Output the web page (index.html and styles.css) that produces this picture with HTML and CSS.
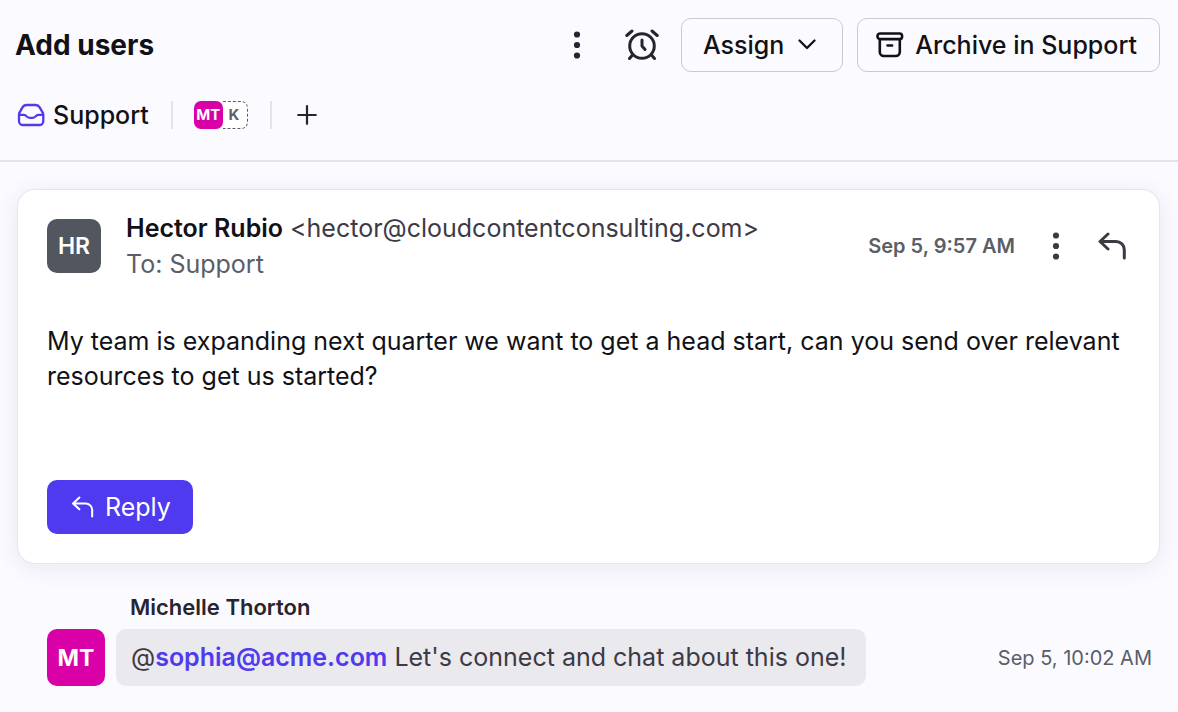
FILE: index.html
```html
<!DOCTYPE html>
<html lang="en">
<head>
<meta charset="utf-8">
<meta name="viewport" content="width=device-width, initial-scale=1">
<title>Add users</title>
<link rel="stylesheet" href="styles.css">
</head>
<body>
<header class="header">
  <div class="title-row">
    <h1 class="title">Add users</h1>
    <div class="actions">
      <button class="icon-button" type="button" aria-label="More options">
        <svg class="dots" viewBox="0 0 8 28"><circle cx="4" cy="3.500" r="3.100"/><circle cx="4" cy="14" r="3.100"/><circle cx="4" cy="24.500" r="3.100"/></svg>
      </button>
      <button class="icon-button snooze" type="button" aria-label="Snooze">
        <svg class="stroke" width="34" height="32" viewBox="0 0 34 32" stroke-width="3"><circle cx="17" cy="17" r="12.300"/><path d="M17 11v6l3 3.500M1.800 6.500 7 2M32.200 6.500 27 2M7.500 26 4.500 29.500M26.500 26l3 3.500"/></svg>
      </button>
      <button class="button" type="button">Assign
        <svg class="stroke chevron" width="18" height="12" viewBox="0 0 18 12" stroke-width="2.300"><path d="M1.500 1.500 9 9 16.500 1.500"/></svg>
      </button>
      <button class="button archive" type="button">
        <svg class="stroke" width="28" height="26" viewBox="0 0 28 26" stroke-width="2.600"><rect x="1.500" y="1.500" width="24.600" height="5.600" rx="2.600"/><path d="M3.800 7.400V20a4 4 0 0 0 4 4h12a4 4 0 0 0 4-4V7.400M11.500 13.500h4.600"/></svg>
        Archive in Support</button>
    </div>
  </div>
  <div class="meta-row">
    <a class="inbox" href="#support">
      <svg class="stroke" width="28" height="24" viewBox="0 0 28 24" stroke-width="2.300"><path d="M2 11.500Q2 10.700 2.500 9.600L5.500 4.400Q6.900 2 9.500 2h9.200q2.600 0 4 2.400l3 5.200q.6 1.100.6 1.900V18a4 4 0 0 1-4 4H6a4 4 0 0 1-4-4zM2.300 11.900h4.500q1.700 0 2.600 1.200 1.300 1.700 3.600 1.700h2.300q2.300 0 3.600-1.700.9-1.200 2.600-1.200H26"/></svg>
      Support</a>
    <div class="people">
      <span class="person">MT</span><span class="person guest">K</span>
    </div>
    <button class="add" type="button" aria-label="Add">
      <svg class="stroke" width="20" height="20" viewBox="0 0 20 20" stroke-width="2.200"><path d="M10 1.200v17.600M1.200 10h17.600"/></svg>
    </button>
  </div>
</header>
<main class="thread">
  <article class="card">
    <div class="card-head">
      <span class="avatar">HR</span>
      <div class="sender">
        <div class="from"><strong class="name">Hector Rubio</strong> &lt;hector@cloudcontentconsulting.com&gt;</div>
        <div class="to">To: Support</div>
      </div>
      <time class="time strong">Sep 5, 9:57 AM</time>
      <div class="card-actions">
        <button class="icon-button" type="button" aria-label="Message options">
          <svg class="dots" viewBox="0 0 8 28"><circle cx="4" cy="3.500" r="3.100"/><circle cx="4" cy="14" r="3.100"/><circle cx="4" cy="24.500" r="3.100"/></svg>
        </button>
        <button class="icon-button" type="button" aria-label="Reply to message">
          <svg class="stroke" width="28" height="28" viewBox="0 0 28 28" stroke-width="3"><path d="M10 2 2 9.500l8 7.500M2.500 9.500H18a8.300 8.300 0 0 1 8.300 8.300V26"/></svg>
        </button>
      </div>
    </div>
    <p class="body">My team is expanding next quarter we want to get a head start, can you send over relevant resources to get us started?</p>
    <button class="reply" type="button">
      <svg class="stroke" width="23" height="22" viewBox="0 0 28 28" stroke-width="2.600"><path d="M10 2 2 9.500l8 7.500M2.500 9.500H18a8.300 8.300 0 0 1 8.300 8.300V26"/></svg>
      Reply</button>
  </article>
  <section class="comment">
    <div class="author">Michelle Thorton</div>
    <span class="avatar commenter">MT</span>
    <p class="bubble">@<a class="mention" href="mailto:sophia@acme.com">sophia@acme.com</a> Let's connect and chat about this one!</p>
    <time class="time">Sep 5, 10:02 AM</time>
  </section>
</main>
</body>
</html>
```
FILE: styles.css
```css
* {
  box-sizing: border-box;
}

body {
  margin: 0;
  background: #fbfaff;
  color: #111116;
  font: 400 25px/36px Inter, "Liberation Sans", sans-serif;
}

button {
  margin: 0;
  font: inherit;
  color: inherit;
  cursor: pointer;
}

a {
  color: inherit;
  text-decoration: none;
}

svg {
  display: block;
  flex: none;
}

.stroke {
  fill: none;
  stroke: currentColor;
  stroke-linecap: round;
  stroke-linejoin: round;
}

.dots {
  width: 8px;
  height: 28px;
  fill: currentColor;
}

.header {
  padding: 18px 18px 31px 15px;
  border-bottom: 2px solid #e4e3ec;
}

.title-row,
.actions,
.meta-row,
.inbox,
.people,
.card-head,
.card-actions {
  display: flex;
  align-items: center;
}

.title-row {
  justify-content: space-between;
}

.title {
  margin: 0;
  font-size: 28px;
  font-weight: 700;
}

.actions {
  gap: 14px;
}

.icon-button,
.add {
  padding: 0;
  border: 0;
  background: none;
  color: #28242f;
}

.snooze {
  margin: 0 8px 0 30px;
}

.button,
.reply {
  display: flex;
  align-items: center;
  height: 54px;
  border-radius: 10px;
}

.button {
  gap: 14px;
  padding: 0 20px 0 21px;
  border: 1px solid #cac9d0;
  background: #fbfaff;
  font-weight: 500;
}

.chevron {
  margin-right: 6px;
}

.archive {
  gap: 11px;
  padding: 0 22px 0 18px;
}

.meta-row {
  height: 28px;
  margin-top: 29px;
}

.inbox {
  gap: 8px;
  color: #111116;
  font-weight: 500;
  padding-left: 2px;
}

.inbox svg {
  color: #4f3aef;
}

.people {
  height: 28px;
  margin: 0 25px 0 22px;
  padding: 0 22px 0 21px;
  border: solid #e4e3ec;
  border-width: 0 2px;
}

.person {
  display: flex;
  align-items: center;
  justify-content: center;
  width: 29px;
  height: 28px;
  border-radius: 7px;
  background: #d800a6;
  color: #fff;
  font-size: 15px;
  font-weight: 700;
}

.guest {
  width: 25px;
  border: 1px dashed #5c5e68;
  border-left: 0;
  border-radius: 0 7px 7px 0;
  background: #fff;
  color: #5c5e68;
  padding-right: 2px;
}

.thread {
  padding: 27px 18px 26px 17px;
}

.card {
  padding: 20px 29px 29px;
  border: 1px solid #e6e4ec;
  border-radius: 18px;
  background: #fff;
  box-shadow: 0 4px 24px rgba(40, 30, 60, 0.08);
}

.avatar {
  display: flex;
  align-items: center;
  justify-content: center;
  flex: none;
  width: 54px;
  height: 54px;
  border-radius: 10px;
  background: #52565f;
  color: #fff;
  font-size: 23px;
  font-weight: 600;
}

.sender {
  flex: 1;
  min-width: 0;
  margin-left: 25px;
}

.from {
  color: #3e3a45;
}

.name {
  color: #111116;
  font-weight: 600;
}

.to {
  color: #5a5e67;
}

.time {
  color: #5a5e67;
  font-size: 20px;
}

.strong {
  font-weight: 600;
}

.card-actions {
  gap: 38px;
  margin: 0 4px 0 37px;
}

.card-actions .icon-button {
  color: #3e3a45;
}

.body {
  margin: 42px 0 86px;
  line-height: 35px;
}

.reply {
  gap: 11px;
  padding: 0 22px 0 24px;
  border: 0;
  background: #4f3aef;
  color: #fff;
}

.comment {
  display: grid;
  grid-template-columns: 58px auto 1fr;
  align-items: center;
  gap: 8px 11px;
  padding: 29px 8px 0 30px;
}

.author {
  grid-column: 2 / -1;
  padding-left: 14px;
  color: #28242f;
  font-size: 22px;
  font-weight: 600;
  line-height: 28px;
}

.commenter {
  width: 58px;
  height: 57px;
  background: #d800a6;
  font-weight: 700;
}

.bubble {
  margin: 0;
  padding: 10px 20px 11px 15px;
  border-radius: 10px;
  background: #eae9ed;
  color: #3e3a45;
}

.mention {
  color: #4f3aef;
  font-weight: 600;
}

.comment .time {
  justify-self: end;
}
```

**Exercise prompt:** Show every line where the string "styles" appears.

**Output below:**
Output the web page (index.html and styles.css) that produces this picture with HTML and CSS.
<link rel="stylesheet" href="styles.css">
FILE: styles.css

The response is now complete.